Wie Guy Kirsch weiter darlegte, sollte seine Erbschaftssteuer nicht an den Fiskus, sondern in einen Fonds fließen, der von einem vielfältig besetzten Gremium kontrolliert wird – außer Reichweite der „Grabschhände irgendeiner einzelnen Partei“. Mit diesem Fonds sollte die kommende Generation so unterstützt werden, dass alle die gleichen Startchancen hätten. „Was sie damit machen, ist ihre Sache“, niemand dürfe den Menschen vorschreiben, wofür sie ihr Geld verwenden. Ob sie es verprassen oder damit Unternehmen gründen, sei vom Standpunkt des Individualisten einerlei.
Kirsch antwortete den Kritikern weiterhin, dass manager- statt erbengeführte Firmen nachweislich erfolgreicher seien. Und er bezweifelte, dass der Leistungswille der Menschen nachlasse – weder derjenigen, die dann nicht mehr vererben könnten, noch derjenigen, die dann praktisch ein „bedingungsloses Einkommen“ hätten: „Diesen Pessimismus teile ich nicht.“ Kirsch hielt auch das im Grundgesetz verankerte Recht auf Eigentum nicht für anwendbar, schließlich seien die Eigentümer im Vererbungsfall tot, „die sind weg“.

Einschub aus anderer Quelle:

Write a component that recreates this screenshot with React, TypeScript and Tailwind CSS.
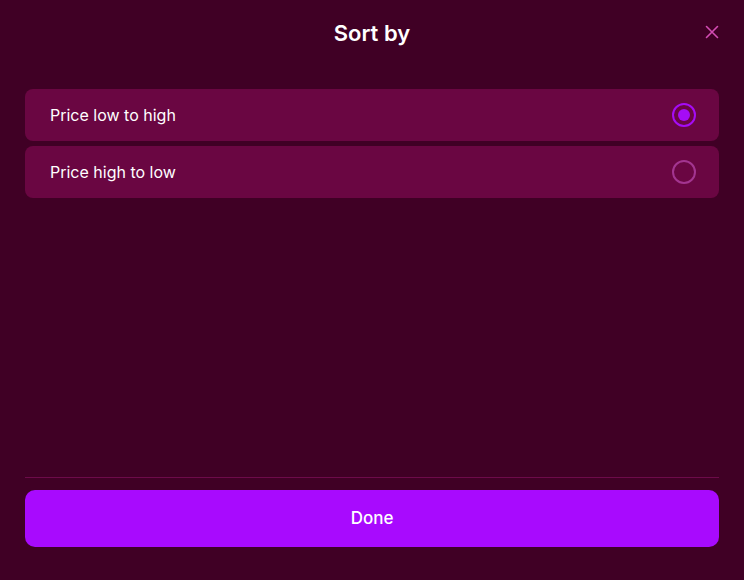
import { useState } from 'react'

const options = [
  { id: 'low', label: 'Price low to high' },
  { id: 'high', label: 'Price high to low' },
]

function Radio({ checked }: { checked: boolean }) {
  return checked ? (
    <span className="flex h-6 w-6 items-center justify-center rounded-full border-2 border-[#a50cf5]">
      <span className="h-3 w-3 rounded-full bg-[#a50cf5]" />
    </span>
  ) : (
    <span className="h-6 w-6 rounded-full border-2 border-[#a33590]" />
  )
}

export default function App() {
  const [sort, setSort] = useState('low')

  return (
    <div
      className="flex h-[580px] w-[744px] flex-col bg-[#400025] px-[25px] text-white"
      style={{ fontFamily: 'Inter, "Noto Sans", sans-serif' }}
    >
      {/* Header */}
      <div className="relative flex h-[66px] shrink-0 items-center justify-center">
        <h1 className="text-[22px] font-semibold">Sort by</h1>
        <button className="absolute right-[-1px] top-[24px] text-[#d44cb4]">
          <svg width="16" height="16" viewBox="0 0 16 16" fill="none" stroke="currentColor" strokeWidth="1.6" strokeLinecap="round">
            <path d="M2.5 2.5l11 11M13.5 2.5l-11 11" />
          </svg>
        </button>
      </div>

      {/* Options */}
      <div className="mt-[23px] flex flex-col gap-[5px]">
        {options.map(o => (
          <button
            key={o.id}
            onClick={() => setSort(o.id)}
            className="flex h-[52px] items-center justify-between rounded-lg bg-[#6a0642] pl-[25px] pr-[23px] text-left text-base"
          >
            <span>{o.label}</span>
            <Radio checked={sort === o.id} />
          </button>
        ))}
      </div>

      <div className="flex-1" />

      {/* Footer */}
      <div className="h-px bg-[#6d0b4a]" />
      <button className="mb-[33px] mt-3 h-[57px] rounded-[10px] bg-[#a80afe] text-[17px] font-medium">
        Done
      </button>
    </div>
  )
}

Dass Tote nicht die Bestimmer über die Lebenden sein dürften, erwiderte er auch auf einen Kompromissvorschlag. Ein Zuhörer verwies auf das christliche Menschenbild, das jedes Individuum eingebunden im Kreis weiterer Menschen sehe, die Gemeinschaft und die Verantwortung füreinander betone. Mit dem Vererben komme man praktisch der Verantwortung für seine Kinder nach. Klar sei in der Bibel die „Option für die Armen“, hieß es, daher könnte man als Christ eine Erbschaftssteuer befürworten, mit der Einkommensschwache gefördert werden, nur eben geringer als 100 Prozent.
Dass nur wenige seiner Meinung sind, findet Guy Kirsch grundsätzlich gut: „Wo alle das Gleiche denken, denkt niemand.“ Er sieht sich aber in einem bestätigt: „Mein Vorstoß passt in diese Zeit.“ Die große Resonanz, positiv wie negativ, wäre für ihn vor wenigen Jahren noch unvorstellbar gewesen. Jetzt aber: „Pegida, AfD, Front Nationale, Trump: Das sind Zeichen von Auflehnung wider den gegenwärtigen Verteilungszustand. Wir wären schlecht beraten, diese Zeichen nicht zu deuten. Die Frage ist: Hält unsere Gesellschaft diese Ungleichheit aus? Können wir so weitermachen?"